+++ Supplied data +++
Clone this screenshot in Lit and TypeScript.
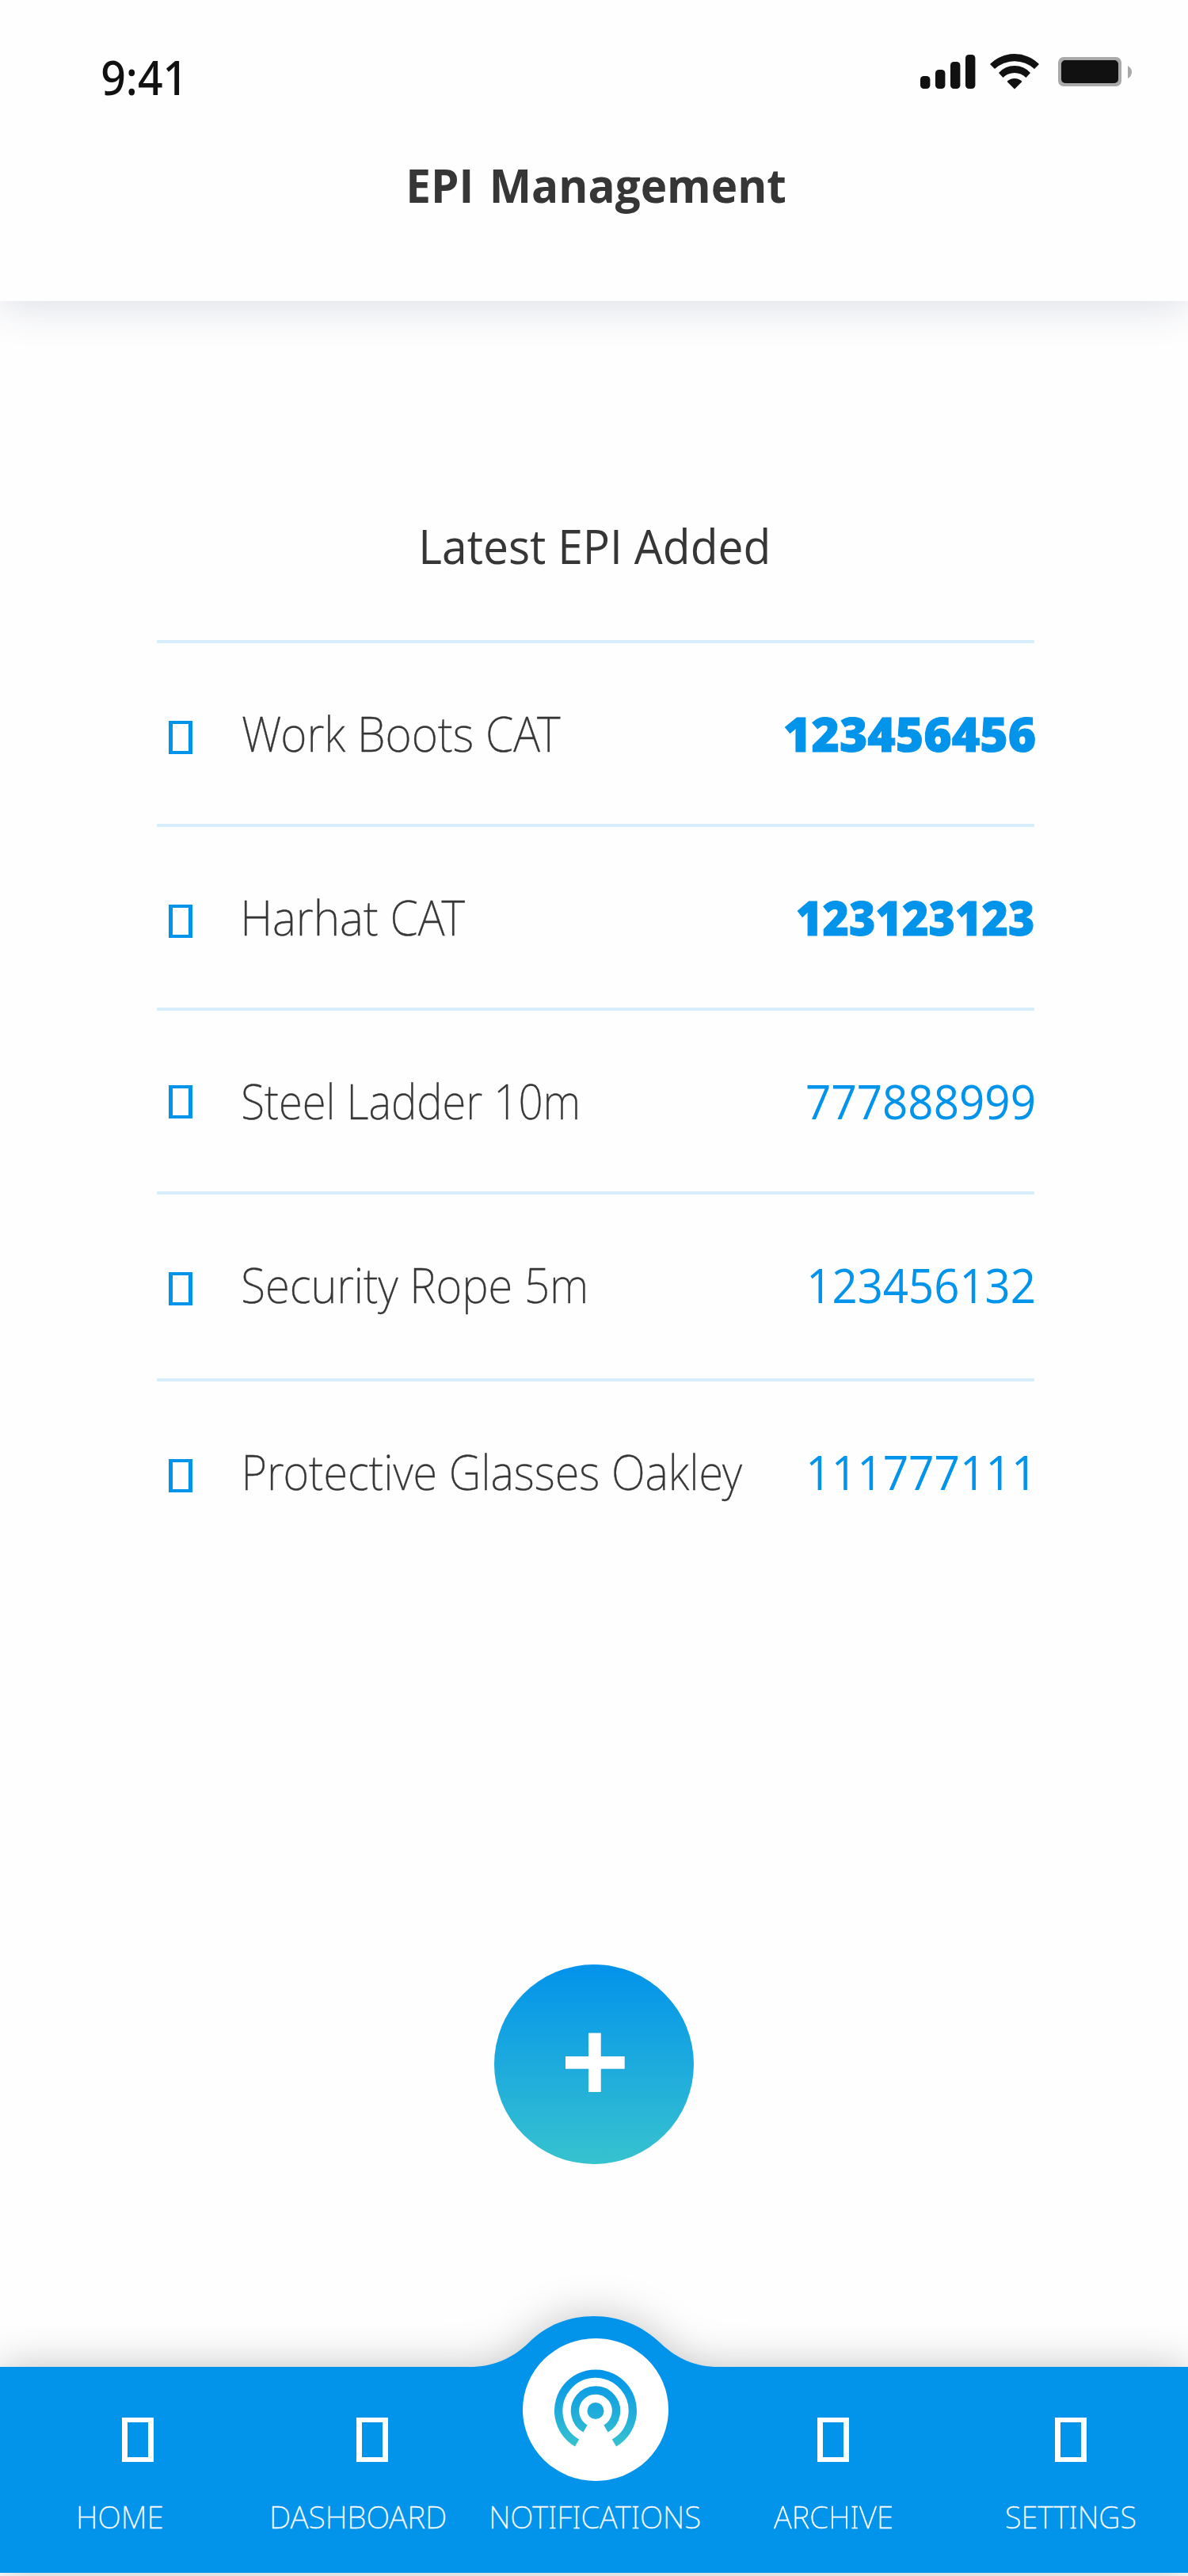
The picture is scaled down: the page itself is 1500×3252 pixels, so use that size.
import { LitElement, html, css, svg } from "lit";
import { customElement, property } from "lit/decorators.js";

/** A single line of text whose visible ink spans exactly `width` pixels. */
@customElement("fit-text")
export class FitText extends LitElement {
  @property() text = "";
  @property({ type: Number }) width = 100;

  static styles = css`
    :host {
      display: block;
      flex: none;
      white-space: nowrap;
    }
    .line {
      display: inline-block;
      transform-origin: 0 50%;
    }
  `;

  render() {
    return html`<span class="line">${this.text}</span>`;
  }

  updated() {
    this.style.width = `${this.width}px`;
    const line = this.renderRoot.querySelector<HTMLElement>(".line");
    const ctx = document.createElement("canvas").getContext("2d");
    if (!line || !ctx) return;
    const cs = getComputedStyle(line);
    ctx.font = `${cs.fontWeight} ${cs.fontSize} ${cs.fontFamily}`;
    const m = ctx.measureText(this.text);
    // Side bearings come from the canvas, the advance from the laid-out line.
    const before = -m.actualBoundingBoxLeft;
    const after = m.width - m.actualBoundingBoxRight;
    const k = this.width / (line.offsetWidth - before - after);
    line.style.transform = `translateX(${-before * k}px) scaleX(${k})`;
  }
}

interface Item {
  name: string;
  nameWidth: number;
  lead: number;
  code: string;
  codeWidth: number;
  trail: number;
  kind: string;
}

const ITEMS: Item[] = [
  { name: "Work Boots CAT", nameWidth: 401, lead: 0, code: "123456456", codeWidth: 315.5, trail: 0, kind: "strong" },
  { name: "Harhat CAT", nameWidth: 278.5, lead: 3, code: "123123123", codeWidth: 297, trail: 2, kind: "strong" },
  { name: "Steel Ladder 10m", nameWidth: 422.5, lead: 1, code: "777888999", codeWidth: 287, trail: 0.5, kind: "raised" },
  { name: "Security Rope 5m", nameWidth: 432.5, lead: 1, code: "123456132", codeWidth: 283, trail: 0.5, kind: "tall" },
  { name: "Protective Glasses Oakley", nameWidth: 627, lead: 4, code: "111777111", codeWidth: 276, trail: 8, kind: "" },
];

@customElement("epi-row")
export class EpiRow extends LitElement {
  @property({ attribute: false }) item!: Item;

  static styles = css`
    :host {
      display: block;
    }
    .row {
      display: flex;
      align-items: center;
      box-sizing: border-box;
      height: 232px;
      padding-left: 15px;
      border-top: 4px solid #d9eefb;
    }
    .row.tall {
      height: 236px;
      padding-bottom: 4px;
    }
    .box {
      box-sizing: border-box;
      width: 30px;
      height: 42px;
      margin: 10px 63px 0 0;
      border: solid #0293eb;
      border-width: 4px 5px;
    }
    .raised .box {
      margin-top: 2px;
    }
    .name {
      font: 200 60px/80px "Noto Sans", "Open Sans", sans-serif;
      color: #363636;
      -webkit-text-stroke: 0.4px #363636;
    }
    .code {
      margin-left: auto;
      font: 400 60px/80px "Open Sans", "Noto Sans", sans-serif;
      color: #0293eb;
    }
    .strong .code {
      font-family: "Noto Sans", "Open Sans", sans-serif;
      font-weight: 900;
      -webkit-text-stroke: 1px #0293eb;
    }
  `;

  render() {
    const i = this.item;
    return html`
      <div class="row ${i.kind}">
        <span class="box"></span>
        <fit-text class="name" style="margin-left:${i.lead}px" .text=${i.name} .width=${i.nameWidth}></fit-text>
        <fit-text class="code" style="margin-right:${i.trail}px" .text=${i.code} .width=${i.codeWidth}></fit-text>
      </div>
    `;
  }
}

@customElement("status-icons")
export class StatusIcons extends LitElement {
  static styles = css`
    :host {
      display: block;
    }
    svg {
      display: block;
    }
  `;

  render() {
    const bars = [
      [0, 28],
      [19, 20],
      [38, 10],
      [57, 1],
    ];
    return html`
      <svg width="268" height="46" viewBox="0 0 268 46" fill="#111">
        ${bars.map(([x, y]) => svg`<rect x=${x} y=${y} width="12.4" height=${44 - y} rx="4.5"></rect>`)}
        <g transform="translate(88 0)">
          <path d="M0 13A43.5 43.5 0 0 1 62 13L56 19A37 37 0 0 0 6 19Z"></path>
          <path d="M11 24A26.7 26.7 0 0 1 51 24L45.5 30A20.5 20.5 0 0 0 16.5 30Z"></path>
          <path d="M21.5 35A13.3 13.3 0 0 1 40.5 35L31 44.5Z"></path>
        </g>
        <rect x="174" y="4" width="80" height="37" rx="7" fill="#a9a9a9"></rect>
        <rect x="178" y="8" width="72" height="29" rx="5"></rect>
        <path d="M262 15Q267 18 267 23Q267 28 262 31Z" fill="#a9a9a9"></path>
      </svg>
    `;
  }
}

@customElement("nav-bar")
export class NavBar extends LitElement {
  static styles = css`
    :host {
      display: block;
      position: relative;
      height: 260px;
      margin-bottom: 4px;
    }
    .shape {
      position: absolute;
      left: 0;
      top: -64px;
      display: block;
      overflow: visible;
      filter: drop-shadow(0 0 26px rgba(0, 0, 0, 0.23));
    }
    .items {
      position: relative;
      display: grid;
      grid-template-columns: repeat(5, 300px);
      height: 260px;
    }
    .item {
      display: flex;
      flex-direction: column;
      align-items: center;
      padding: 64px 0 0 4px;
    }
    .box {
      box-sizing: border-box;
      width: 40px;
      height: 56px;
      border: solid #fff;
      border-width: 6px 7px;
      margin-bottom: 43px;
    }
    .home .box {
      margin-left: 44px;
    }
    .dashboard .box {
      margin-left: 36px;
    }
    .home .label,
    .dashboard .label {
      margin-left: 2px;
    }
    .label {
      font: 200 39.5px/52px "Noto Sans", "Open Sans", sans-serif;
      color: #fff;
      -webkit-text-stroke: 0.3px #fff;
    }
    .active {
      padding-top: 0;
    }
    .beacon {
      display: block;
      margin: -36px 0 19px;
    }
  `;

  private entry(id: string, label: string, width: number) {
    return html`
      <div class="item ${id}">
        <span class="box"></span>
        <fit-text class="label" .text=${label} .width=${width}></fit-text>
      </div>
    `;
  }

  render() {
    return html`
      <svg class="shape" width="1500" height="324" viewBox="0 0 1500 324">
        <path
          fill="#0293eb"
          d="M0 64H593C622 64 646 54 667 34C690 11 718 0 750 0C782 0 811 12 834 34C855 54 878 64 907 64H1500V324H0Z"
        ></path>
      </svg>
      <div class="items">
        ${this.entry("home", "HOME", 105.5)} ${this.entry("dashboard", "DASHBOARD", 219)}
        <div class="item active">
          <svg class="beacon" width="184" height="180" viewBox="0 0 184 180">
            <defs>
              <linearGradient id="g" gradientUnits="userSpaceOnUse" x1="0" y1="40" x2="0" y2="136">
                <stop offset="0" stop-color="#0293eb"></stop>
                <stop offset="1" stop-color="#37c2cf"></stop>
              </linearGradient>
            </defs>
            <ellipse cx="92" cy="90" rx="92" ry="90" fill="#fff"></ellipse>
            <g fill="none" stroke="url(#g)" stroke-width="10.4">
              <path d="M68.6 132A46.8 46.8 0 1 1 115.4 132"></path>
              <path d="M79 114A26 26 0 1 1 105 114"></path>
            </g>
            <circle cx="92" cy="91.5" r="10.5" fill="url(#g)"></circle>
          </svg>
          <fit-text class="label" .text=${"NOTIFICATIONS"} .width=${263}></fit-text>
        </div>
        ${this.entry("archive", "ARCHIVE", 149.5)} ${this.entry("settings", "SETTINGS", 162)}
      </div>
    `;
  }
}

@customElement("app-root")
export class AppRoot extends LitElement {
  static styles = css`
    :host {
      display: block;
      width: 1500px;
      height: 3252px;
      overflow: hidden;
      background: #fefefe;
      font-family: "Open Sans", "Noto Sans", sans-serif;
    }
    .page {
      display: flex;
      flex-direction: column;
      height: 3252px;
    }
    .header {
      box-sizing: border-box;
      height: 380px;
      flex: none;
      background: #fefefe;
      box-shadow: 0 6px 50px rgba(36, 47, 99, 0.16);
    }
    .status {
      display: flex;
      justify-content: space-between;
      align-items: flex-start;
      padding: 57px 70px 0 129px;
    }
    .time {
      font: 500 60px/80px "Noto Sans", "Open Sans", sans-serif;
      color: #111;
    }
    .icons {
      margin-top: 11px;
    }
    .title {
      margin: 56px auto 0 516.7px;
      font-weight: 700;
      font-size: 59.5px;
      line-height: 80px;
      word-spacing: 5px;
      color: #363636;
    }
    .body {
      display: flex;
      flex-direction: column;
      align-items: center;
      flex: 1;
    }
    .subtitle {
      margin: 269px 0 79px 1.5px;
      font-size: 60px;
      line-height: 80px;
      color: #363636;
    }
    .list {
      width: 1108px;
      margin-left: 4px;
    }
    .add {
      display: flex;
      width: 252px;
      height: 252px;
      margin-top: 508px;
      border-radius: 50%;
      background: linear-gradient(#0293eb, #37c2cf);
    }
    .add svg {
      margin: 86px 0 0 90px;
    }
  `;

  render() {
    return html`
      <div class="page">
        <header class="header">
          <div class="status">
            <fit-text class="time" .text=${"9:41"} .width=${97.5}></fit-text>
            <status-icons class="icons"></status-icons>
          </div>
          <fit-text class="title" .text=${"EPI Management"} .width=${474}></fit-text>
        </header>
        <main class="body">
          <fit-text class="subtitle" .text=${"Latest EPI Added"} .width=${436}></fit-text>
          <section class="list">${ITEMS.map((i) => html`<epi-row .item=${i}></epi-row>`)}</section>
          <div class="add">
            <svg width="76" height="76" viewBox="0 0 76 76" fill="none" stroke="#fff" stroke-width="15.7">
              <path d="M0 37.8H74.7M36.9 .5V75"></path>
            </svg>
          </div>
        </main>
        <nav-bar></nav-bar>
      </div>
    `;
  }
}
+++
== What you are asked to do ==
Give again the lines from the one with "The picture is" to the one with "width = 100;", both lines included, exactly and with no other line.

== Written answer ==
The picture is scaled down: the page itself is 1500×3252 pixels, so use that size.
import { LitElement, html, css, svg } from "lit";
import { customElement, property } from "lit/decorators.js";

/** A single line of text whose visible ink spans exactly `width` pixels. */
@customElement("fit-text")
export class FitText extends LitElement {
  @property() text = "";
  @property({ type: Number }) width = 100;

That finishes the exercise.